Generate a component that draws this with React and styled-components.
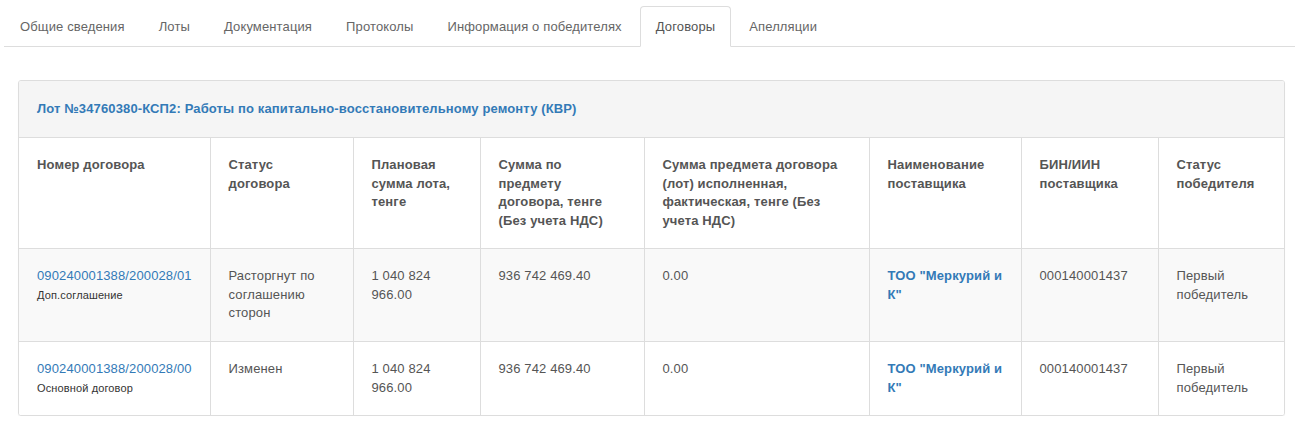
import styled, { createGlobalStyle } from "styled-components";

const GlobalStyle = createGlobalStyle`
  body {
    margin: 0;
    background: #fff;
    font-family: "Liberation Sans", Arial, sans-serif;
    font-size: 13px;
    line-height: 1.42857;
    letter-spacing: 0.13px;
    color: #555;
  }
`;

const Page = styled.div`
  padding: 6px 0 0 4px;
`;

const Tabs = styled.ul`
  display: flex;
  list-style: none;
  margin: 0;
  padding: 0;
  border-bottom: 1px solid #ddd;
`;

const Tab = styled.li`
  margin-right: 2px;
  margin-bottom: -1px;
  padding: 10px 15px 9px;
  line-height: 20px;
  border: 1px solid ${(p) => (p.$active ? "#ddd" : "transparent")};
  border-bottom-color: ${(p) => (p.$active ? "#fff" : "transparent")};
  border-radius: 4px 4px 0 0;
  background: ${(p) => (p.$active ? "#fff" : "transparent")};
  color: ${(p) => (p.$active ? "#555" : "#666")};
  cursor: pointer;
`;

const Panel = styled.div`
  margin: 33px 10px 0 14px;
  border: 1px solid #ddd;
  border-radius: 3px;
  box-shadow: 0 1px 1px rgba(0, 0, 0, 0.05);
  overflow: hidden;
`;

const PanelHeading = styled.div`
  padding: 18px 18px;
  line-height: 20px;
  background: #f5f5f5;
  border-bottom: 1px solid #ddd;
  font-weight: bold;
  color: #337ab7;
`;

const Table = styled.table`
  width: 100%;
  border-collapse: collapse;
  table-layout: fixed;
`;

const Th = styled.th`
  text-align: left;
  vertical-align: top;
  padding: 18px 18px;
  font-weight: bold;
  color: #555;
  border-left: 1px solid #ddd;
  border-bottom: 1px solid #ddd;
  &:first-child {
    border-left: none;
  }
`;

const Row = styled.tr`
  background: ${(p) => (p.$striped ? "#f9f9f9" : "#fff")};
  &:not(:last-child) td {
    border-bottom: 1px solid #ddd;
  }
`;

const Td = styled.td`
  vertical-align: top;
  padding: 18px 18px;
  border-left: 1px solid #ddd;
  &:first-child {
    border-left: none;
  }
`;

const Link = styled.a`
  color: #337ab7;
  text-decoration: none;
  font-weight: ${(p) => (p.$bold ? "bold" : "normal")};
`;

const Note = styled.div`
  font-size: 11px;
  line-height: 18px;
  color: #333;
`;

const tabs = [
  "Общие сведения",
  "Лоты",
  "Документация",
  "Протоколы",
  "Информация о победителях",
  "Договоры",
  "Апелляции",
];

const columns = [
  { title: "Номер договора", width: 191 },
  { title: "Статус договора", width: 143 },
  { title: "Плановая сумма лота, тенге", width: 127 },
  { title: "Сумма по предмету договора, тенге (Без учета НДС)", width: 164 },
  { title: "Сумма предмета договора (лот) исполненная, фактическая, тенге (Без учета НДС)", width: 225 },
  { title: "Наименование поставщика", width: 152 },
  { title: "БИН/ИИН поставщика", width: 137 },
  { title: "Статус победителя" },
];

const contracts = [
  {
    number: "090240001388/200028/01",
    kind: "Доп.соглашение",
    status: "Расторгнут по соглашению сторон",
  },
  {
    number: "090240001388/200028/00",
    kind: "Основной договор",
    status: "Изменен",
  },
];

export default function App() {
  return (
    <Page>
      <GlobalStyle />
      <Tabs>
        {tabs.map((t) => (
          <Tab key={t} $active={t === "Договоры"}>
            {t}
          </Tab>
        ))}
      </Tabs>
      <Panel>
        <PanelHeading>
          Лот №34760380-КСП2: Работы по капитально-восстановительному ремонту (КВР)
        </PanelHeading>
        <Table>
          <colgroup>
            {columns.map((c) => (
              <col key={c.title} style={c.width ? { width: c.width } : undefined} />
            ))}
          </colgroup>
          <thead>
            <tr>
              {columns.map((c) => (
                <Th key={c.title}>{c.title}</Th>
              ))}
            </tr>
          </thead>
          <tbody>
            {contracts.map((c, i) => (
              <Row key={c.number} $striped={i % 2 === 0}>
                <Td>
                  <Link href="#">{c.number}</Link>
                  <Note>{c.kind}</Note>
                </Td>
                <Td>{c.status}</Td>
                <Td>1 040 824 966.00</Td>
                <Td>936 742 469.40</Td>
                <Td>0.00</Td>
                <Td>
                  <Link href="#" $bold>
                    ТОО "Меркурий и К"
                  </Link>
                </Td>
                <Td>000140001437</Td>
                <Td>Первый победитель</Td>
              </Row>
            ))}
          </tbody>
        </Table>
      </Panel>
    </Page>
  );
}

·····

**The task:**
Ignore the images and quote every line of the listing exactly.

**Answer below:**
Generate a component that draws this with React and styled-components.
import styled, { createGlobalStyle } from "styled-components";

const GlobalStyle = createGlobalStyle`
  body {
    margin: 0;
    background: #fff;
    font-family: "Liberation Sans", Arial, sans-serif;
    font-size: 13px;
    line-height: 1.42857;
    letter-spacing: 0.13px;
    color: #555;
  }
`;

const Page = styled.div`
  padding: 6px 0 0 4px;
`;

const Tabs = styled.ul`
  display: flex;
  list-style: none;
  margin: 0;
  padding: 0;
  border-bottom: 1px solid #ddd;
`;

const Tab = styled.li`
  margin-right: 2px;
  margin-bottom: -1px;
  padding: 10px 15px 9px;
  line-height: 20px;
  border: 1px solid ${(p) => (p.$active ? "#ddd" : "transparent")};
  border-bottom-color: ${(p) => (p.$active ? "#fff" : "transparent")};
  border-radius: 4px 4px 0 0;
  background: ${(p) => (p.$active ? "#fff" : "transparent")};
  color: ${(p) => (p.$active ? "#555" : "#666")};
  cursor: pointer;
`;

const Panel = styled.div`
  margin: 33px 10px 0 14px;
  border: 1px solid #ddd;
  border-radius: 3px;
  box-shadow: 0 1px 1px rgba(0, 0, 0, 0.05);
  overflow: hidden;
`;

const PanelHeading = styled.div`
  padding: 18px 18px;
  line-height: 20px;
  background: #f5f5f5;
  border-bottom: 1px solid #ddd;
  font-weight: bold;
  color: #337ab7;
`;

const Table = styled.table`
  width: 100%;
  border-collapse: collapse;
  table-layout: fixed;
`;

const Th = styled.th`
  text-align: left;
  vertical-align: top;
  padding: 18px 18px;
  font-weight: bold;
  color: #555;
  border-left: 1px solid #ddd;
  border-bottom: 1px solid #ddd;
  &:first-child {
    border-left: none;
  }
`;

const Row = styled.tr`
  background: ${(p) => (p.$striped ? "#f9f9f9" : "#fff")};
  &:not(:last-child) td {
    border-bottom: 1px solid #ddd;
  }
`;

const Td = styled.td`
  vertical-align: top;
  padding: 18px 18px;
  border-left: 1px solid #ddd;
  &:first-child {
    border-left: none;
  }
`;

const Link = styled.a`
  color: #337ab7;
  text-decoration: none;
  font-weight: ${(p) => (p.$bold ? "bold" : "normal")};
`;

const Note = styled.div`
  font-size: 11px;
  line-height: 18px;
  color: #333;
`;

const tabs = [
  "Общие сведения",
  "Лоты",
  "Документация",
  "Протоколы",
  "Информация о победителях",
  "Договоры",
  "Апелляции",
];

const columns = [
  { title: "Номер договора", width: 191 },
  { title: "Статус договора", width: 143 },
  { title: "Плановая сумма лота, тенге", width: 127 },
  { title: "Сумма по предмету договора, тенге (Без учета НДС)", width: 164 },
  { title: "Сумма предмета договора (лот) исполненная, фактическая, тенге (Без учета НДС)", width: 225 },
  { title: "Наименование поставщика", width: 152 },
  { title: "БИН/ИИН поставщика", width: 137 },
  { title: "Статус победителя" },
];

const contracts = [
  {
    number: "090240001388/200028/01",
    kind: "Доп.соглашение",
    status: "Расторгнут по соглашению сторон",
  },
  {
    number: "090240001388/200028/00",
    kind: "Основной договор",
    status: "Изменен",
  },
];

export default function App() {
  return (
    <Page>
      <GlobalStyle />
      <Tabs>
        {tabs.map((t) => (
          <Tab key={t} $active={t === "Договоры"}>
            {t}
          </Tab>
        ))}
      </Tabs>
      <Panel>
        <PanelHeading>
          Лот №34760380-КСП2: Работы по капитально-восстановительному ремонту (КВР)
        </PanelHeading>
        <Table>
          <colgroup>
            {columns.map((c) => (
              <col key={c.title} style={c.width ? { width: c.width } : undefined} />
            ))}
          </colgroup>
          <thead>
            <tr>
              {columns.map((c) => (
                <Th key={c.title}>{c.title}</Th>
              ))}
            </tr>
          </thead>
          <tbody>
            {contracts.map((c, i) => (
              <Row key={c.number} $striped={i % 2 === 0}>
                <Td>
                  <Link href="#">{c.number}</Link>
                  <Note>{c.kind}</Note>
                </Td>
                <Td>{c.status}</Td>
                <Td>1 040 824 966.00</Td>
                <Td>936 742 469.40</Td>
                <Td>0.00</Td>
                <Td>
                  <Link href="#" $bold>
                    ТОО "Меркурий и К"
                  </Link>
                </Td>
                <Td>000140001437</Td>
                <Td>Первый победитель</Td>
              </Row>
            ))}
          </tbody>
        </Table>
      </Panel>
    </Page>
  );
}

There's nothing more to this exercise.